### Written problem
Show every line containing "index" by copying it.

Entries with page source code
* * * *
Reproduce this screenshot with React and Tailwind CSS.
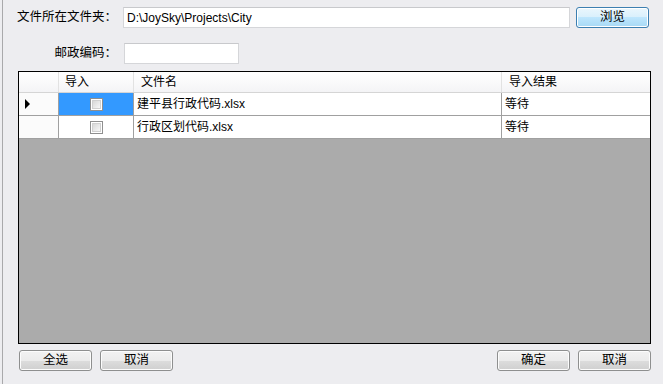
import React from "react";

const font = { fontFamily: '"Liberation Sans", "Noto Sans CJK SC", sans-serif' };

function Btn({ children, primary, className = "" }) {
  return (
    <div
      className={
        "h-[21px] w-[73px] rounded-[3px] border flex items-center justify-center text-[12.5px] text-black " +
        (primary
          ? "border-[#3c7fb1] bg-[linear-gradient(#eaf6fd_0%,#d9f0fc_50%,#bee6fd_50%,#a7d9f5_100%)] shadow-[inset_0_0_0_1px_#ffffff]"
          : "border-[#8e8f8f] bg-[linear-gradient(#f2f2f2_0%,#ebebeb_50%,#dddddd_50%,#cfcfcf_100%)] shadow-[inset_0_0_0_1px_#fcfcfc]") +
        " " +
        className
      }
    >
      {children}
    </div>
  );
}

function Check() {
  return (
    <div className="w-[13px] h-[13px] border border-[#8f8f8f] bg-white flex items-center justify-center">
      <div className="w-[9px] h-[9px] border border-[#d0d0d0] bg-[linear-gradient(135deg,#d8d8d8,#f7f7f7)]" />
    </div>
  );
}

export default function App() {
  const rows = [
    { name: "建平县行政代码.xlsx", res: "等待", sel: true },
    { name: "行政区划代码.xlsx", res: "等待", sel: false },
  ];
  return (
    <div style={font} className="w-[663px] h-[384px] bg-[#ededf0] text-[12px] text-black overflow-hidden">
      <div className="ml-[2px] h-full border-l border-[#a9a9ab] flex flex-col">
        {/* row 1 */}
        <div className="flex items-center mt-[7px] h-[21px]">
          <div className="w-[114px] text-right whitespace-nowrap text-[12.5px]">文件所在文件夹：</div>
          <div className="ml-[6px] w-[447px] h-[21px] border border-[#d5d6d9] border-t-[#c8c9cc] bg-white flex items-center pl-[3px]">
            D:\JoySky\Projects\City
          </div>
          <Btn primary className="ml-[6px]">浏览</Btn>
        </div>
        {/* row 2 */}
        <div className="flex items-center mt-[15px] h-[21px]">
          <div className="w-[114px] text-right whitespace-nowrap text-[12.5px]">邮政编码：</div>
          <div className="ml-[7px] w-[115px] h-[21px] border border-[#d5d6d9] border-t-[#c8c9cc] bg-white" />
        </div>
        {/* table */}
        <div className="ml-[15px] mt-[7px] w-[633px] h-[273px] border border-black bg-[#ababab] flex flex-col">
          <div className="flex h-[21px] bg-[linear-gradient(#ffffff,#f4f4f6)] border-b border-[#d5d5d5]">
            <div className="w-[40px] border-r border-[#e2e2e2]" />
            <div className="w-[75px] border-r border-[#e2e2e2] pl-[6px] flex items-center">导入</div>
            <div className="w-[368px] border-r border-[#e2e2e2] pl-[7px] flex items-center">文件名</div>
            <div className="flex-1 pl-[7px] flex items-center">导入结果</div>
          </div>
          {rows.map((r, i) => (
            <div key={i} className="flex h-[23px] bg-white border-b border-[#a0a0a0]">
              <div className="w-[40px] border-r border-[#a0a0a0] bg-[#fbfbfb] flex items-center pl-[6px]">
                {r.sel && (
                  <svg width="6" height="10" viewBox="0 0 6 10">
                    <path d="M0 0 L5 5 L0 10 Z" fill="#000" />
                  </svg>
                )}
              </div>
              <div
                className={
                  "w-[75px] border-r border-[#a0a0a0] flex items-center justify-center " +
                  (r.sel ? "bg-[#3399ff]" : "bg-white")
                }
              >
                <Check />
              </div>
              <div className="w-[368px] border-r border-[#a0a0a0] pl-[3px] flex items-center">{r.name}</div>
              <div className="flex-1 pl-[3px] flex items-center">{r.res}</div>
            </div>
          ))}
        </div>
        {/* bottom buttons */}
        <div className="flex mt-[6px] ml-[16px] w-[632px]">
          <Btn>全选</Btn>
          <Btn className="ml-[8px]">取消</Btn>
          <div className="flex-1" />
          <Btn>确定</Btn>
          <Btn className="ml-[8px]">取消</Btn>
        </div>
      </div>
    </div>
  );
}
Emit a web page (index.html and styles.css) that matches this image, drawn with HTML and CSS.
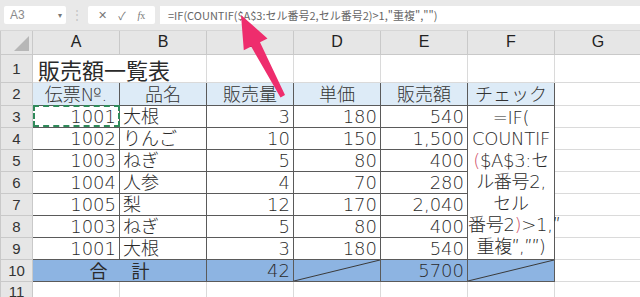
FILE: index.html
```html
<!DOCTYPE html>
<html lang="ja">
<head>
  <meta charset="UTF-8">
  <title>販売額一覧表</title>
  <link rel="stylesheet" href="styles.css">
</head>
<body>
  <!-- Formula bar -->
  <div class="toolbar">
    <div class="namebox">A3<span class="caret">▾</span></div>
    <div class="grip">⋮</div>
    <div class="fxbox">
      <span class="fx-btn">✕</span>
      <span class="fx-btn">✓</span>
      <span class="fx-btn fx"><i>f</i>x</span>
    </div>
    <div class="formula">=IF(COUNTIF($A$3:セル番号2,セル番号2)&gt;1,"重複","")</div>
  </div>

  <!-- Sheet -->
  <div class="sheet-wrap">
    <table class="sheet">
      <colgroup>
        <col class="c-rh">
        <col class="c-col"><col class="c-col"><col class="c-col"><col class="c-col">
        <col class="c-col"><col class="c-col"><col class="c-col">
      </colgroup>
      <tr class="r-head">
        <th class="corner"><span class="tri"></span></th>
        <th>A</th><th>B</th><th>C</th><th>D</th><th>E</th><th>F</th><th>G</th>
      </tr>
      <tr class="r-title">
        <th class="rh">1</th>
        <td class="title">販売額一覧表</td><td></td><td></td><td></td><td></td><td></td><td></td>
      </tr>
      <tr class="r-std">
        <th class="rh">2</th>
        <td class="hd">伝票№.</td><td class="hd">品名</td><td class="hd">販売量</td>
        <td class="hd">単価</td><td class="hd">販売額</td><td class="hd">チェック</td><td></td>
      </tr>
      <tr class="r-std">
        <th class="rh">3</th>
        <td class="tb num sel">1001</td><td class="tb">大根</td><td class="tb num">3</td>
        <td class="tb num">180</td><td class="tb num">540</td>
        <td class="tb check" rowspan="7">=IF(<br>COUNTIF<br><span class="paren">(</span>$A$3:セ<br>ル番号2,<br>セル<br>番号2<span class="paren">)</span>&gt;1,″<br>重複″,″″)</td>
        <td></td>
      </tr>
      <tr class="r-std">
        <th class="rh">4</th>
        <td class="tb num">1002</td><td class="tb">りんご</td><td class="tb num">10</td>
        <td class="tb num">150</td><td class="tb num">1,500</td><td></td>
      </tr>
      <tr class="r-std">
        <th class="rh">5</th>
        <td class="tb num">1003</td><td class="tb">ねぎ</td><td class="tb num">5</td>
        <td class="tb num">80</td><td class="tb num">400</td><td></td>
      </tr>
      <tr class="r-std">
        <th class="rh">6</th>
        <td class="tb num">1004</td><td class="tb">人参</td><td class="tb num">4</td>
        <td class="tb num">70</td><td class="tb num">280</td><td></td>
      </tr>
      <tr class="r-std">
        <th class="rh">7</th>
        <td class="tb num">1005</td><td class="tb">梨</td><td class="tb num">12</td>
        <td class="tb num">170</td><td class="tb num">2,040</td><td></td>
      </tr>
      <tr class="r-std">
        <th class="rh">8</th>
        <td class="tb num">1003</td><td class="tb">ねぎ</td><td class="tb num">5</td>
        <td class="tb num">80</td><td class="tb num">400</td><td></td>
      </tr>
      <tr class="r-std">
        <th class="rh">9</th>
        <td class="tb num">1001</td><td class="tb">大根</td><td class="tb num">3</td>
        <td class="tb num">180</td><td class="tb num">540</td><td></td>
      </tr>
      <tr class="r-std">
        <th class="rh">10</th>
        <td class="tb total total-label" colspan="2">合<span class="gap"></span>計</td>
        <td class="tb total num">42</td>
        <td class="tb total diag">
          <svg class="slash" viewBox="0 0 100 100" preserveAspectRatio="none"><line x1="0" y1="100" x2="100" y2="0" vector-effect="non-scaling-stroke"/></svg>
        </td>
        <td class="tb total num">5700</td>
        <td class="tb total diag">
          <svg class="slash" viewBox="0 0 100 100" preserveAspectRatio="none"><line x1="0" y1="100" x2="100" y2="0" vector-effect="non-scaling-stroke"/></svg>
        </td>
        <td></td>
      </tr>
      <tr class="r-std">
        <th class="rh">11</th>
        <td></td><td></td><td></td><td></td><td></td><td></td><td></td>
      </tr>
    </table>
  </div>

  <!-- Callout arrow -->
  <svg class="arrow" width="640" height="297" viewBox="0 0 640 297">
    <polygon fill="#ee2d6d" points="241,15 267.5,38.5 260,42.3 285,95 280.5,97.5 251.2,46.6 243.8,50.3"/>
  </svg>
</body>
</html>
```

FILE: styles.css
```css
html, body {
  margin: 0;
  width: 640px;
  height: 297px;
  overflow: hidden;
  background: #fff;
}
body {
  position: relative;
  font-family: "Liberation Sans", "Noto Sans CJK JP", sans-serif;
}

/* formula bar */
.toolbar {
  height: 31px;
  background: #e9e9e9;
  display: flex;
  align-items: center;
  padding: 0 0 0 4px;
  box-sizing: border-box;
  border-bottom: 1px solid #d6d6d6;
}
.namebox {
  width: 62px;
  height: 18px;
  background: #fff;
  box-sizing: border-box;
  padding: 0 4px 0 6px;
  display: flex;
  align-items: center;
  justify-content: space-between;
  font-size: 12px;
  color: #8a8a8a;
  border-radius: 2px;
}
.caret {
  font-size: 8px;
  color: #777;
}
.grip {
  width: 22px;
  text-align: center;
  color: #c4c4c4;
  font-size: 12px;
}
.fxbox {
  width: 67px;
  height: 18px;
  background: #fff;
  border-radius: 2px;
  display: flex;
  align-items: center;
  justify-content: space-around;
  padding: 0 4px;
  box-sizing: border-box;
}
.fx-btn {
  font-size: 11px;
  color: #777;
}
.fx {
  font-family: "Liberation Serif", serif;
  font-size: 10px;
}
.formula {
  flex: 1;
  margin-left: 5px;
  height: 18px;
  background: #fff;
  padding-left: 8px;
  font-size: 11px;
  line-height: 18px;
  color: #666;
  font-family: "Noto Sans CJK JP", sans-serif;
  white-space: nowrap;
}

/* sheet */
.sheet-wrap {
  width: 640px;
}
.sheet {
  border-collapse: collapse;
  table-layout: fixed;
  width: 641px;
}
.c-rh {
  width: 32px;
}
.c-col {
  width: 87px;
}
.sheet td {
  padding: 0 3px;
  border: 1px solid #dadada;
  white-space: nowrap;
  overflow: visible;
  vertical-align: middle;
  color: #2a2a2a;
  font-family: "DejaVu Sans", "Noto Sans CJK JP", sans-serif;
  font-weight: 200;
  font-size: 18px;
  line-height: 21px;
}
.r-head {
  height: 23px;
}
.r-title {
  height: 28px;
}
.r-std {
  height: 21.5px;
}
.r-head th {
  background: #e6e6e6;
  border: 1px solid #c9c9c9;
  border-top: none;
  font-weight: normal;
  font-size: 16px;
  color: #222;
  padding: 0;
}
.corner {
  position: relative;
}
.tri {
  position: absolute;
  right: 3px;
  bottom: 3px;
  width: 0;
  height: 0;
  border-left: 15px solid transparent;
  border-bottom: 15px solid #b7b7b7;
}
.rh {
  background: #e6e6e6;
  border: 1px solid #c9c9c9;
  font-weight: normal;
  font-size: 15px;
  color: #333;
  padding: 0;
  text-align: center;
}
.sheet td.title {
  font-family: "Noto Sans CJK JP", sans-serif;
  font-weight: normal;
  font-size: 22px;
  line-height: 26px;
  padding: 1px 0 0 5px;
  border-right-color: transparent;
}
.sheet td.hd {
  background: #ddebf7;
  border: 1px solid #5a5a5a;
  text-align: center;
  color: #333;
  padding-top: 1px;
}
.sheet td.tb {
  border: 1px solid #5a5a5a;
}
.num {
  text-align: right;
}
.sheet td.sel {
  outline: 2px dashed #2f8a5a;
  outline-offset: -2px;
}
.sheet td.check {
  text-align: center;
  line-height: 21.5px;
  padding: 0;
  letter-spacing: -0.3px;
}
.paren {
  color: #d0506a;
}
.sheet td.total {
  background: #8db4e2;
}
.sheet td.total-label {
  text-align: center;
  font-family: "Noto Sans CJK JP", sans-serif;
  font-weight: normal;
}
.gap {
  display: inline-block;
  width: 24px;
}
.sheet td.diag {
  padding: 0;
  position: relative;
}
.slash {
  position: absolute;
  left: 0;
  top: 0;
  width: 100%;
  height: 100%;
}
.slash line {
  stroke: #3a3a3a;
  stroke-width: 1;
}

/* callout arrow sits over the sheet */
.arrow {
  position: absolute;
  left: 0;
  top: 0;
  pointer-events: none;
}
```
* * * *
### Response to this task
Emit a web page (index.html and styles.css) that matches this image, drawn with HTML and CSS.
FILE: index.html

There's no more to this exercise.